## BEGIN
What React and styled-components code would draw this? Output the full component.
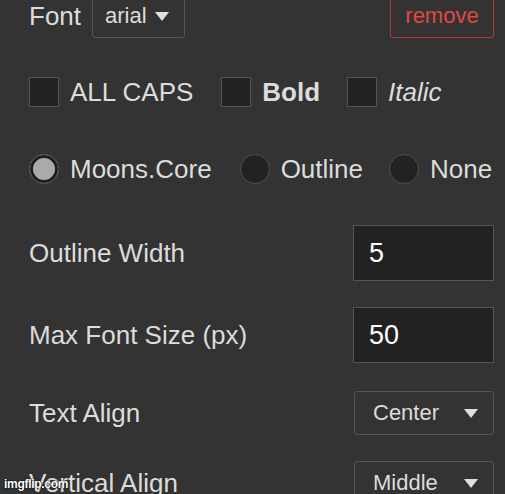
import styled, { createGlobalStyle } from 'styled-components'

const Global = createGlobalStyle`
    html, body {
        margin: 0;
        padding: 0;
        background: #333333;
        overflow: hidden;
    }
    body {
        font-family: "Liberation Sans", Arial, sans-serif;
        color: #dcdcdc;
    }
`

const Panel = styled.div`
    position: relative;
    width: 505px;
    height: 494px;
    overflow: hidden;
    box-sizing: border-box;
    padding: 0 11px 0 29px;
    display: flex;
    flex-direction: column;
`

const Row = styled.div`
    display: flex;
    align-items: center;
    justify-content: space-between;
    height: ${(p) => p.$h}px;
    margin-top: ${(p) => p.$mt}px;
    flex-shrink: 0;
`

const Group = styled.div`
    display: flex;
    align-items: center;
    gap: ${(p) => p.$gap || 0}px;
`

const Label = styled.span`
    font-size: 26px;
    line-height: 1;
    color: #dcdcdc;
    font-weight: ${(p) => (p.$bold ? 700 : 400)};
    font-style: ${(p) => (p.$italic ? 'italic' : 'normal')};
`

const Select = styled.div`
    box-sizing: border-box;
    display: flex;
    align-items: center;
    justify-content: space-between;
    width: ${(p) => p.$w}px;
    height: 44px;
    padding: 0 15px 0 ${(p) => p.$pl}px;
    border: 1px solid #555555;
    border-radius: 3px;
    background: #333333;
    font-size: 22px;
    color: #dcdcdc;
`

const Arrow = styled.span`
    width: 0;
    height: 0;
    border-left: 7px solid transparent;
    border-right: 7px solid transparent;
    border-top: 9px solid #e0e0e0;
`

const RemoveButton = styled.button`
    box-sizing: border-box;
    width: 104px;
    height: 44px;
    background: transparent;
    border: 1px solid #b13a3a;
    border-radius: 3px;
    color: #e04747;
    font-family: "Liberation Sans", Arial, sans-serif;
    font-size: 22px;
    padding: 0;
`

const Option = styled.label`
    display: flex;
    align-items: center;
    gap: 11px;
    margin-right: ${(p) => p.$mr || 0}px;
`

const Box = styled.span`
    box-sizing: border-box;
    width: 30px;
    height: 30px;
    background: #222222;
    border: 1px solid #555555;
`

const Radio = styled.span`
    box-sizing: border-box;
    width: 30px;
    height: 30px;
    border-radius: 50%;
    border: 1px solid #505050;
    background: ${(p) => (p.$on ? '#aaaaaa' : '#222222')};
    box-shadow: ${(p) => (p.$on ? 'inset 0 0 0 3px #1e1e1e' : 'none')};
`

const NumberInput = styled.input`
    box-sizing: border-box;
    width: 141px;
    height: 56px;
    padding: 0 0 0 15px;
    background: #222222;
    border: 1px solid #555555;
    color: #ffffff;
    font-family: "Liberation Sans", Arial, sans-serif;
    font-size: 27px;
    outline: none;
`

const Watermark = styled.span`
    position: absolute;
    left: 4px;
    bottom: 3px;
    font-size: 12px;
    font-weight: 700;
    color: #ffffff;
    text-shadow: 0 0 2px #000, 0 0 1px #000;
    letter-spacing: -0.3px;
`

function App() {
    return (
        <Panel>
            <Global />
            <Row $h={44} $mt={-6}>
                <Group $gap={11}>
                    <Label>Font</Label>
                    <Select $w={93} $pl={12}>
                        arial <Arrow />
                    </Select>
                </Group>
                <RemoveButton>remove</RemoveButton>
            </Row>

            <Row $h={30} $mt={39}>
                <Group>
                    <Option $mr={28}>
                        <Box />
                        <Label>ALL CAPS</Label>
                    </Option>
                    <Option $mr={27}>
                        <Box />
                        <Label $bold>Bold</Label>
                    </Option>
                    <Option>
                        <Box />
                        <Label $italic>Italic</Label>
                    </Option>
                </Group>
            </Row>

            <Row $h={30} $mt={47}>
                <Group>
                    <Option $mr={28}>
                        <Radio $on />
                        <Label>Moons.Core</Label>
                    </Option>
                    <Option $mr={26}>
                        <Radio />
                        <Label>Outline</Label>
                    </Option>
                    <Option>
                        <Radio />
                        <Label>None</Label>
                    </Option>
                </Group>
            </Row>

            <Row $h={56} $mt={41}>
                <Label>Outline Width</Label>
                <NumberInput defaultValue="5" />
            </Row>

            <Row $h={56} $mt={26}>
                <Label>Max Font Size (px)</Label>
                <NumberInput defaultValue="50" />
            </Row>

            <Row $h={44} $mt={28}>
                <Label>Text Align</Label>
                <Select $w={140} $pl={18}>
                    Center <Arrow />
                </Select>
            </Row>

            <Row $h={44} $mt={26}>
                <Label>Vertical Align</Label>
                <Select $w={140} $pl={18}>
                    Middle <Arrow />
                </Select>
            </Row>

            <Watermark>imgflip.com</Watermark>
        </Panel>
    )
}

export default App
## END
* _Given task_
Reproduce the material word for word, minus the images.

* _Complete output_
What React and styled-components code would draw this? Output the full component.
import styled, { createGlobalStyle } from 'styled-components'

const Global = createGlobalStyle`
    html, body {
        margin: 0;
        padding: 0;
        background: #333333;
        overflow: hidden;
    }
    body {
        font-family: "Liberation Sans", Arial, sans-serif;
        color: #dcdcdc;
    }
`

const Panel = styled.div`
    position: relative;
    width: 505px;
    height: 494px;
    overflow: hidden;
    box-sizing: border-box;
    padding: 0 11px 0 29px;
    display: flex;
    flex-direction: column;
`

const Row = styled.div`
    display: flex;
    align-items: center;
    justify-content: space-between;
    height: ${(p) => p.$h}px;
    margin-top: ${(p) => p.$mt}px;
    flex-shrink: 0;
`

const Group = styled.div`
    display: flex;
    align-items: center;
    gap: ${(p) => p.$gap || 0}px;
`

const Label = styled.span`
    font-size: 26px;
    line-height: 1;
    color: #dcdcdc;
    font-weight: ${(p) => (p.$bold ? 700 : 400)};
    font-style: ${(p) => (p.$italic ? 'italic' : 'normal')};
`

const Select = styled.div`
    box-sizing: border-box;
    display: flex;
    align-items: center;
    justify-content: space-between;
    width: ${(p) => p.$w}px;
    height: 44px;
    padding: 0 15px 0 ${(p) => p.$pl}px;
    border: 1px solid #555555;
    border-radius: 3px;
    background: #333333;
    font-size: 22px;
    color: #dcdcdc;
`

const Arrow = styled.span`
    width: 0;
    height: 0;
    border-left: 7px solid transparent;
    border-right: 7px solid transparent;
    border-top: 9px solid #e0e0e0;
`

const RemoveButton = styled.button`
    box-sizing: border-box;
    width: 104px;
    height: 44px;
    background: transparent;
    border: 1px solid #b13a3a;
    border-radius: 3px;
    color: #e04747;
    font-family: "Liberation Sans", Arial, sans-serif;
    font-size: 22px;
    padding: 0;
`

const Option = styled.label`
    display: flex;
    align-items: center;
    gap: 11px;
    margin-right: ${(p) => p.$mr || 0}px;
`

const Box = styled.span`
    box-sizing: border-box;
    width: 30px;
    height: 30px;
    background: #222222;
    border: 1px solid #555555;
`

const Radio = styled.span`
    box-sizing: border-box;
    width: 30px;
    height: 30px;
    border-radius: 50%;
    border: 1px solid #505050;
    background: ${(p) => (p.$on ? '#aaaaaa' : '#222222')};
    box-shadow: ${(p) => (p.$on ? 'inset 0 0 0 3px #1e1e1e' : 'none')};
`

const NumberInput = styled.input`
    box-sizing: border-box;
    width: 141px;
    height: 56px;
    padding: 0 0 0 15px;
    background: #222222;
    border: 1px solid #555555;
    color: #ffffff;
    font-family: "Liberation Sans", Arial, sans-serif;
    font-size: 27px;
    outline: none;
`

const Watermark = styled.span`
    position: absolute;
    left: 4px;
    bottom: 3px;
    font-size: 12px;
    font-weight: 700;
    color: #ffffff;
    text-shadow: 0 0 2px #000, 0 0 1px #000;
    letter-spacing: -0.3px;
`

function App() {
    return (
        <Panel>
            <Global />
            <Row $h={44} $mt={-6}>
                <Group $gap={11}>
                    <Label>Font</Label>
                    <Select $w={93} $pl={12}>
                        arial <Arrow />
                    </Select>
                </Group>
                <RemoveButton>remove</RemoveButton>
            </Row>

            <Row $h={30} $mt={39}>
                <Group>
                    <Option $mr={28}>
                        <Box />
                        <Label>ALL CAPS</Label>
                    </Option>
                    <Option $mr={27}>
                        <Box />
                        <Label $bold>Bold</Label>
                    </Option>
                    <Option>
                        <Box />
                        <Label $italic>Italic</Label>
                    </Option>
                </Group>
            </Row>

            <Row $h={30} $mt={47}>
                <Group>
                    <Option $mr={28}>
                        <Radio $on />
                        <Label>Moons.Core</Label>
                    </Option>
                    <Option $mr={26}>
                        <Radio />
                        <Label>Outline</Label>
                    </Option>
                    <Option>
                        <Radio />
                        <Label>None</Label>
                    </Option>
                </Group>
            </Row>

            <Row $h={56} $mt={41}>
                <Label>Outline Width</Label>
                <NumberInput defaultValue="5" />
            </Row>

            <Row $h={56} $mt={26}>
                <Label>Max Font Size (px)</Label>
                <NumberInput defaultValue="50" />
            </Row>

            <Row $h={44} $mt={28}>
                <Label>Text Align</Label>
                <Select $w={140} $pl={18}>
                    Center <Arrow />
                </Select>
            </Row>

            <Row $h={44} $mt={26}>
                <Label>Vertical Align</Label>
                <Select $w={140} $pl={18}>
                    Middle <Arrow />
                </Select>
            </Row>

            <Watermark>imgflip.com</Watermark>
        </Panel>
    )
}

export default App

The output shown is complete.